休憩時間の定義は、上記に紹介したとおり「労働から離れて自由に使える時間」とされているため、休憩中にもひんぱんにコール対応をしている場合には、休憩として認められず労働時間に含まれる可能性が高くなります。
介護現場の一人夜勤などでは、仮眠時間にも緊急対応があることが一般的。その時間が労働時間としてカウントされておらず、賃金が発生していない場合には違法である可能性があります。
また8時間以上の勤務の途中で、業務から離れて自由に使える時間を1時間以上与えられていない場合も違法です。1時間は30分×2回といった形で分割することも可能です。
○「規定の時間よりも30分早く出勤することが暗黙の了解となっている」
施設側からそのような指示があり、その時間に来ていないと業務に支障をきたすような場合は、労働時間としてカウントしなくてはなりません。明確な指示がなかったとしても、施設側が早出残業を把握していて、それがないと業務がまわらないような場合は労働時間になる可能性が高くなります。
具体例としては、「引き継ぎ時間」「業務報告書などの作成時間」「会議や研修の時間」などが労働時間として、賃金が支払われます。
いっぽう施設側からの指示がなく、本人が自主的に早めに来て、介護記録のチェックやその日の準備などを行っているような場合は、労働時間としてカウントされないことが多いでしょう。
○「訪問介護の仕事が急にキャンセルになり、賃金が支払われない」
利用者からのキャンセルなどが理由で仕事がなくなった場合、事業所側が代替業務の可能性を探るなど最善の努力をしたと認められない場合には、労働基準法第26条の規定により、平均賃金の100分の60以上の休業手当を支払う必要があります。
参考≫「介護労働者の労働条件の確保・改善のポイント」(厚生労働省 都道府県労働局 労働基準監督署)
労働基準法が守られていないときの対処法
自分の働いている施設で、労働基準法が守られていないと考えられる場合はどうしたらよいでしょうか。まずは法律や就業規則によく目を通し、問題を確認しましょう。最初にやるべきは現状の把握と、資料の整理です。また、支援してくれる仲間がいることも大きな力になります。自分以外にも困っている人がいることを示せるようにしておきましょう。

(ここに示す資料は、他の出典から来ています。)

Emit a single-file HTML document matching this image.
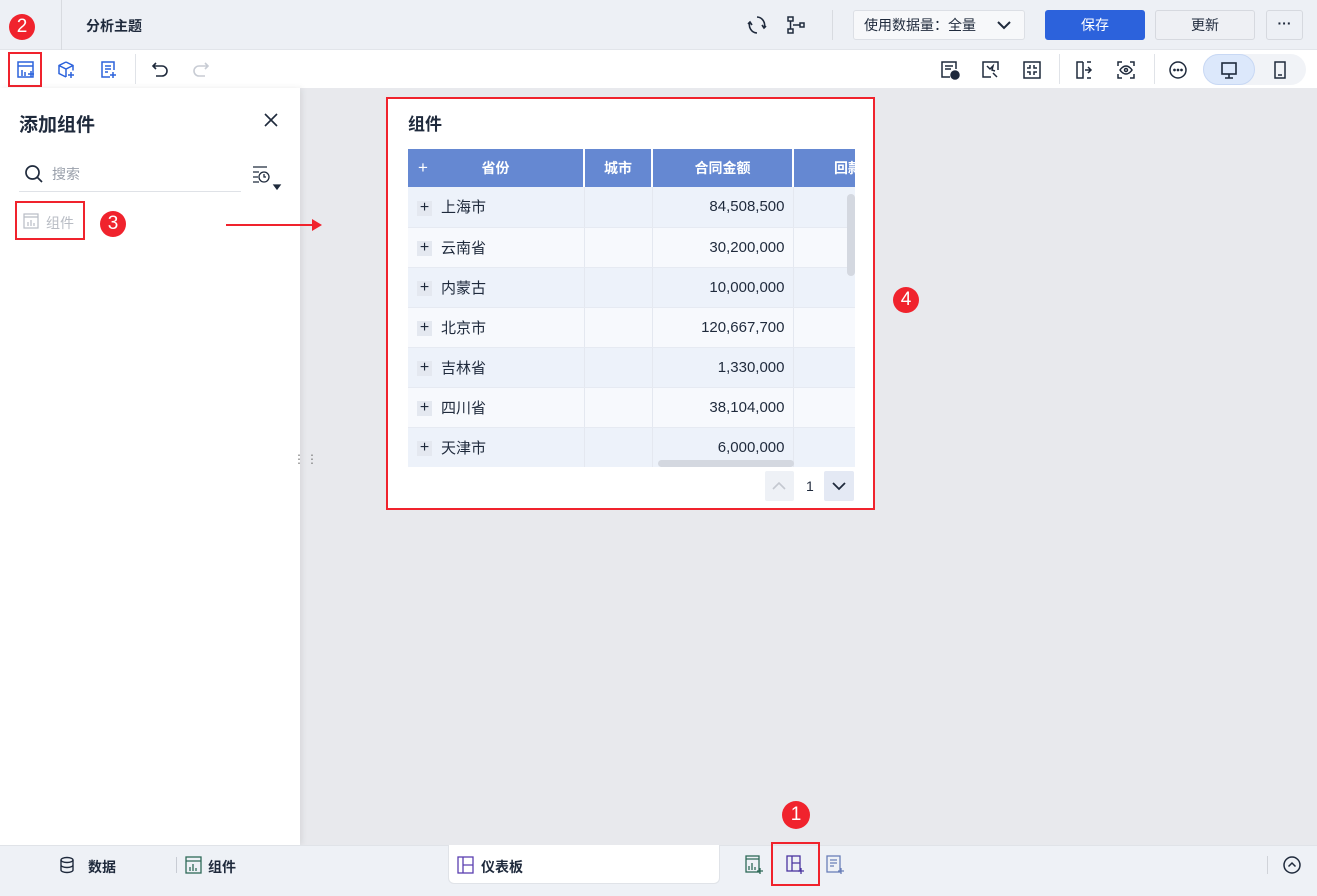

資料を揃えたら担当部署や責任者に相談・交渉となりますが、このとき感情的にならないように注意を。「何が問題」で「どうしてほしいのか」を明確にして、話し合いで解決することを目指しましょう。
個人での交渉が難しいときには、一人でも加入できる介護の労働組合に加入して、専門家のサポートを受けるのも一案。また資料を揃えて労働基準監督署に通報することもできます。労働基準監督官による立ち入り・確認・指導が行われ、悪質な場合は捜査や送検されることもあります。
日本介護クラフトユニオンホームページ
労働条件相談「ほっとライン」(Working Hotline)|厚生労働省
働きやすい職場を一緒に

「これっておかしいかも?」と思ったことがあっても、今ある制度や慣習を変えることにおっくうさを感じ二の足を踏んでいるうちに、慣れてしまっていることはありませんか。新しく入ってきた新人さんには、それが大きな違和感や負担になることも・・・。
働くうえで感じたモヤモヤをそのままにしておくのは、自分自身の価値を落とすことになるのはもちろん、せっかく入ってくれた優秀な人材が定着してくれなかったり、企業としての信頼性を損なってしまったりと、良いことがありません。
労働基準法は、職場がどうあるべきか最低限の基準を定めたもの。これをガイドラインにして施設側と働く側とが協力し、労務コンプライアンスが徹底された働きやすい職場を作っていけるとよいですね。
介護現場で働く人が笑顔になれば、介護を受ける高齢者やご家族にも笑顔が増えていきます。モヤモヤに目をつぶるのではなく、行動に移すことでみんなが幸せになれる―そんな正のスパイラルを目指し、前向きに取り組んでいきましょう。